Given task ::
Copy the data exactly; pictures stay out of the copy.

Material for this task ::
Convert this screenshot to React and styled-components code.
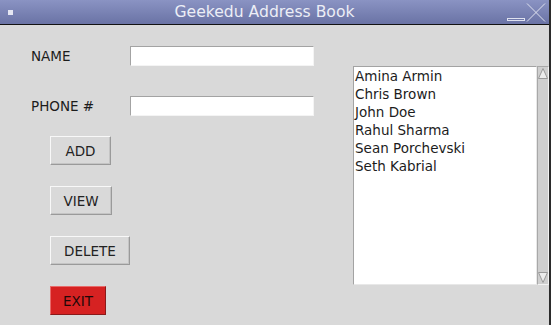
import React from 'react'
import styled, { createGlobalStyle } from 'styled-components'

const Global = createGlobalStyle`
  html, body { margin: 0; padding: 0; background: #d9d9d9; overflow: hidden; }
  * { box-sizing: border-box; }
`

const Window = styled.div`
  width: 551px;
  height: 325px;
  display: flex;
  flex-direction: column;
  border-right: 2px solid #2b2b2b;
  font-family: 'DejaVu Sans', 'Liberation Sans', sans-serif;
  background: #d9d9d9;
`

const TitleBar = styled.div`
  height: 25px;
  flex: 0 0 25px;
  display: flex;
  align-items: center;
  background: linear-gradient(#8a93c3, #6a73a5);
  border-bottom: 1px solid #121212;
`

const WinIcon = styled.div`
  width: 5px;
  height: 5px;
  margin-left: 8px;
  background: #e4e6f2;
`

const Title = styled.div`
  flex: 1;
  text-align: center;
  color: #eceef6;
  font-size: 15.6px;
  padding-left: 11px;
`

const Controls = styled.div`
  display: flex;
  align-items: center;
  margin-right: 2px;
`

const Body = styled.div`
  flex: 1;
  display: flex;
`

const LeftPane = styled.div`
  flex: 0 0 353px;
  padding: 21px 0 0 31px;
`

const Form = styled.div`
  display: grid;
  grid-template-columns: 99px 184px;
  grid-auto-rows: 20px;
  row-gap: 30px;
  align-items: center;
`

const Label = styled.div`
  font-size: 13.5px;
  color: #1c1c1c;
`

const Entry = styled.input`
  width: 184px;
  height: 20px;
  background: #fff;
  border: 1px solid;
  border-color: #a3a3a3 #f4f4f4 #f4f4f4 #a3a3a3;
  outline: none;
  padding: 0;
`

const Buttons = styled.div`
  display: flex;
  flex-direction: column;
  align-items: flex-start;
  gap: 21px;
  margin: 20px 0 0 19px;
`

const Button = styled.button`
  width: ${p => p.$w}px;
  height: 29px;
  padding: 0;
  font-family: inherit;
  font-size: 13.5px;
  color: ${p => (p.$danger ? '#1e0808' : '#222')};
  background: ${p => (p.$danger ? '#d62222' : '#d9d9d9')};
  border: 1px solid;
  border-color: ${p =>
    p.$danger ? '#e86a6a #8a1a1a #8a1a1a #e86a6a' : '#f8f8f8 #9a9a9a #9a9a9a #f8f8f8'};
  box-shadow: ${p => (p.$danger ? 'none' : 'inset -1px -1px 0 #c4c4c4')};
`

const ListPane = styled.div`
  flex: 1;
  padding-top: 41px;
`

const ListBox = styled.div`
  display: flex;
  height: 219px;
`

const List = styled.ul`
  flex: 1;
  margin: 0;
  padding: 0 0 0 1px;
  list-style: none;
  background: #fff;
  border: 1px solid;
  border-color: #a3a3a3 #e8e8e8 #e8e8e8 #a3a3a3;
`

const Item = styled.li`
  font-size: 13.5px;
  line-height: 18px;
  color: #1c1c1c;
  white-space: nowrap;
`

const ScrollBar = styled.div`
  width: 12px;
  display: flex;
  flex-direction: column;
  justify-content: space-between;
  background: #cfcfcf;
  border: 1px solid;
  border-color: #a8a8a8 #f2f2f2 #f2f2f2 #a8a8a8;
`

const Arrow = ({ down }) => (
  <svg width="10" height="13" viewBox="0 0 10 13">
    <polygon
      points={down ? '0.5,1.5 9.5,1.5 5,11.5' : '0.5,11.5 9.5,11.5 5,1.5'}
      fill="#ececec"
      stroke="#9a9a9a"
      strokeWidth="1"
    />
  </svg>
)

const names = ['Amina Armin', 'Chris Brown', 'John Doe', 'Rahul Sharma', 'Sean Porchevski', 'Seth Kabrial']

export default function App() {
  return (
    <>
      <Global />
      <Window>
        <TitleBar>
          <WinIcon />
          <Title>Geekedu Address Book</Title>
          <Controls>
            <svg width="42" height="24" viewBox="0 0 42 24">
              <rect x="2.5" y="18.5" width="17" height="2" fill="none" stroke="#dfe2ef" strokeWidth="1" />
              <line x1="22" y1="3.5" x2="40" y2="21.5" stroke="#dfe2ef" strokeWidth="1" />
              <line x1="40" y1="3.5" x2="22" y2="21.5" stroke="#dfe2ef" strokeWidth="1" />
            </svg>
          </Controls>
        </TitleBar>
        <Body>
          <LeftPane>
            <Form>
              <Label>NAME</Label>
              <Entry />
              <Label>PHONE #</Label>
              <Entry />
            </Form>
            <Buttons>
              <Button $w={61}>ADD</Button>
              <Button $w={62}>VIEW</Button>
              <Button $w={80}>DELETE</Button>
              <Button $w={56} $danger>EXIT</Button>
            </Buttons>
          </LeftPane>
          <ListPane>
            <ListBox>
              <List>
                {names.map(n => (
                  <Item key={n}>{n}</Item>
                ))}
              </List>
              <ScrollBar>
                <Arrow />
                <Arrow down />
              </ScrollBar>
            </ListBox>
          </ListPane>
        </Body>
      </Window>
    </>
  )
}
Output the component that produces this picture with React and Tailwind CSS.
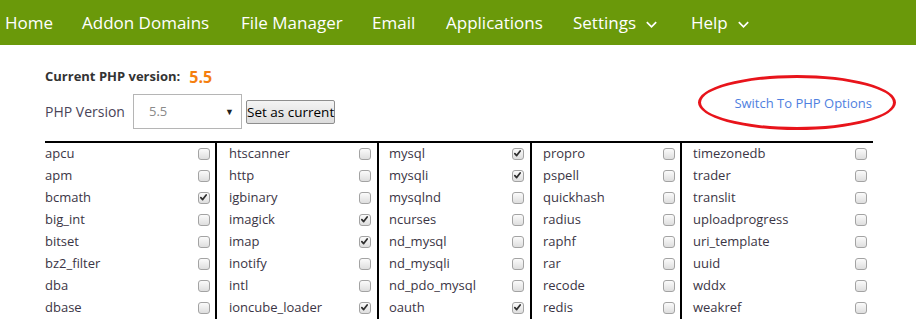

Solution for this exercise ::
Convert this screenshot to React and styled-components code.
import React from 'react'
import styled, { createGlobalStyle } from 'styled-components'

const Global = createGlobalStyle`
  html, body { margin: 0; padding: 0; background: #d9d9d9; overflow: hidden; }
  * { box-sizing: border-box; }
`

const Window = styled.div`
  width: 551px;
  height: 325px;
  display: flex;
  flex-direction: column;
  border-right: 2px solid #2b2b2b;
  font-family: 'DejaVu Sans', 'Liberation Sans', sans-serif;
  background: #d9d9d9;
`

const TitleBar = styled.div`
  height: 25px;
  flex: 0 0 25px;
  display: flex;
  align-items: center;
  background: linear-gradient(#8a93c3, #6a73a5);
  border-bottom: 1px solid #121212;
`

const WinIcon = styled.div`
  width: 5px;
  height: 5px;
  margin-left: 8px;
  background: #e4e6f2;
`

const Title = styled.div`
  flex: 1;
  text-align: center;
  color: #eceef6;
  font-size: 15.6px;
  padding-left: 11px;
`

const Controls = styled.div`
  display: flex;
  align-items: center;
  margin-right: 2px;
`

const Body = styled.div`
  flex: 1;
  display: flex;
`

const LeftPane = styled.div`
  flex: 0 0 353px;
  padding: 21px 0 0 31px;
`

const Form = styled.div`
  display: grid;
  grid-template-columns: 99px 184px;
  grid-auto-rows: 20px;
  row-gap: 30px;
  align-items: center;
`

const Label = styled.div`
  font-size: 13.5px;
  color: #1c1c1c;
`

const Entry = styled.input`
  width: 184px;
  height: 20px;
  background: #fff;
  border: 1px solid;
  border-color: #a3a3a3 #f4f4f4 #f4f4f4 #a3a3a3;
  outline: none;
  padding: 0;
`

const Buttons = styled.div`
  display: flex;
  flex-direction: column;
  align-items: flex-start;
  gap: 21px;
  margin: 20px 0 0 19px;
`

const Button = styled.button`
  width: ${p => p.$w}px;
  height: 29px;
  padding: 0;
  font-family: inherit;
  font-size: 13.5px;
  color: ${p => (p.$danger ? '#1e0808' : '#222')};
  background: ${p => (p.$danger ? '#d62222' : '#d9d9d9')};
  border: 1px solid;
  border-color: ${p =>
    p.$danger ? '#e86a6a #8a1a1a #8a1a1a #e86a6a' : '#f8f8f8 #9a9a9a #9a9a9a #f8f8f8'};
  box-shadow: ${p => (p.$danger ? 'none' : 'inset -1px -1px 0 #c4c4c4')};
`

const ListPane = styled.div`
  flex: 1;
  padding-top: 41px;
`

const ListBox = styled.div`
  display: flex;
  height: 219px;
`

const List = styled.ul`
  flex: 1;
  margin: 0;
  padding: 0 0 0 1px;
  list-style: none;
  background: #fff;
  border: 1px solid;
  border-color: #a3a3a3 #e8e8e8 #e8e8e8 #a3a3a3;
`

const Item = styled.li`
  font-size: 13.5px;
  line-height: 18px;
  color: #1c1c1c;
  white-space: nowrap;
`

const ScrollBar = styled.div`
  width: 12px;
  display: flex;
  flex-direction: column;
  justify-content: space-between;
  background: #cfcfcf;
  border: 1px solid;
  border-color: #a8a8a8 #f2f2f2 #f2f2f2 #a8a8a8;
`

const Arrow = ({ down }) => (
  <svg width="10" height="13" viewBox="0 0 10 13">
    <polygon
      points={down ? '0.5,1.5 9.5,1.5 5,11.5' : '0.5,11.5 9.5,11.5 5,1.5'}
      fill="#ececec"
      stroke="#9a9a9a"
      strokeWidth="1"
    />
  </svg>
)

const names = ['Amina Armin', 'Chris Brown', 'John Doe', 'Rahul Sharma', 'Sean Porchevski', 'Seth Kabrial']

export default function App() {
  return (
    <>
      <Global />
      <Window>
        <TitleBar>
          <WinIcon />
          <Title>Geekedu Address Book</Title>
          <Controls>
            <svg width="42" height="24" viewBox="0 0 42 24">
              <rect x="2.5" y="18.5" width="17" height="2" fill="none" stroke="#dfe2ef" strokeWidth="1" />
              <line x1="22" y1="3.5" x2="40" y2="21.5" stroke="#dfe2ef" strokeWidth="1" />
              <line x1="40" y1="3.5" x2="22" y2="21.5" stroke="#dfe2ef" strokeWidth="1" />
            </svg>
          </Controls>
        </TitleBar>
        <Body>
          <LeftPane>
            <Form>
              <Label>NAME</Label>
              <Entry />
              <Label>PHONE #</Label>
              <Entry />
            </Form>
            <Buttons>
              <Button $w={61}>ADD</Button>
              <Button $w={62}>VIEW</Button>
              <Button $w={80}>DELETE</Button>
              <Button $w={56} $danger>EXIT</Button>
            </Buttons>
          </LeftPane>
          <ListPane>
            <ListBox>
              <List>
                {names.map(n => (
                  <Item key={n}>{n}</Item>
                ))}
              </List>
              <ScrollBar>
                <Arrow />
                <Arrow down />
              </ScrollBar>
            </ListBox>
          </ListPane>
        </Body>
      </Window>
    </>
  )
}
Output the component that produces this picture with React and Tailwind CSS.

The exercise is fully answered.